Dass es zu einer kompletten Abschaffung des CO₂-Flottengrenzwerts kommt, ist äußerst unwahrscheinlich. Ein wesentlicher Grund dafür ist der internationale Wettbewerb, in dem die europäische Autoindustrie steht: Elektroautos sind nicht mehr wegzudenken, und das Tesla Model Y war im vergangenen Jahr das meistverkaufte Auto – nicht nur Elektroauto – der Welt.

Die Aufgaben für die nächste EU-Kommission sind andere: Zum einen muss geklärt werden, wie mit staatlich subventionierten Elektroautos aus China umgegangen wird, ohne einen Handelskrieg zu provozieren. Die reale Gefahr, die der europäischen Autoindustrie wegen dieser Marktverzerrung droht, sollte nicht unterschätzt werden. Bei Fahrrädern und E-Bikes gibt es längst hohe Anti-Dumpingzölle: Auf den ohnehin vorhandenen Einfuhrzoll von 14 Prozent sowie der Mehrwertsteuer von 19 Prozent sind auf Fahrräder aus China weitere 48,5 Prozent und auf E-Bikes 62,1 Prozent fällig.
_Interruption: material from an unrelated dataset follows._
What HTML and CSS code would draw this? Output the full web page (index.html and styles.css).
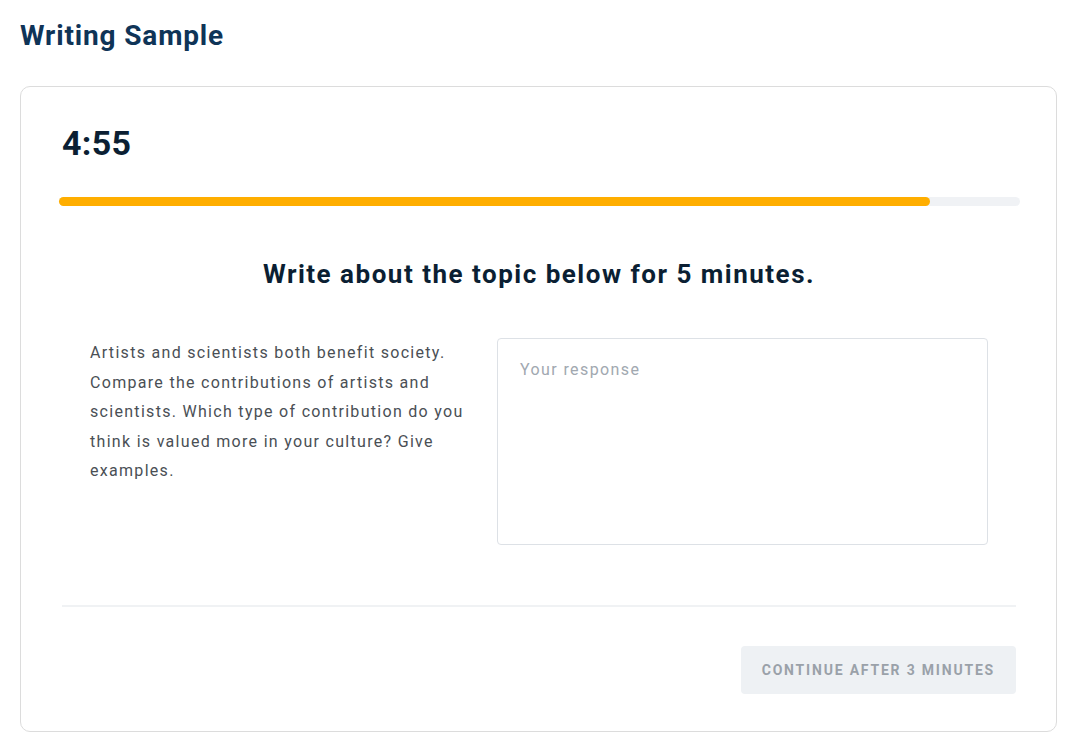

Zum anderen hat es die Europäische Union verpasst, auf den US-amerikanischen Inflation Reduction Act (IRA) zu reagieren. Eine Steuergutschrift von 7500 US-Dollar beim Kauf eines Elektroautos gibt es nur unter bestimmten Voraussetzungen: So muss ein Großteil der Wertschöpfung in den USA oder einem Land mit Freihandelsabkommen stattfinden, und die Menge der erlaubten Rohmaterialien aus China und Russland wird minimiert oder gestrichen. Der wichtigste Profiteur des IRA ist übrigens das ressourcenreiche Kanada. Derzeit werden gigantische Investitionen von Europa in die USA oder Kanada umgeleitet, und es ist unverständlich, dass die europäische Politik seit 2022 keine Antwort darauf hat. Die wachsende Produktion von Elektroautos ist längst zu einem der wichtigsten Wirtschaftsfaktoren geworden. Die ökonomische und industriestrategische Dimension hat die ökologische verdrängt.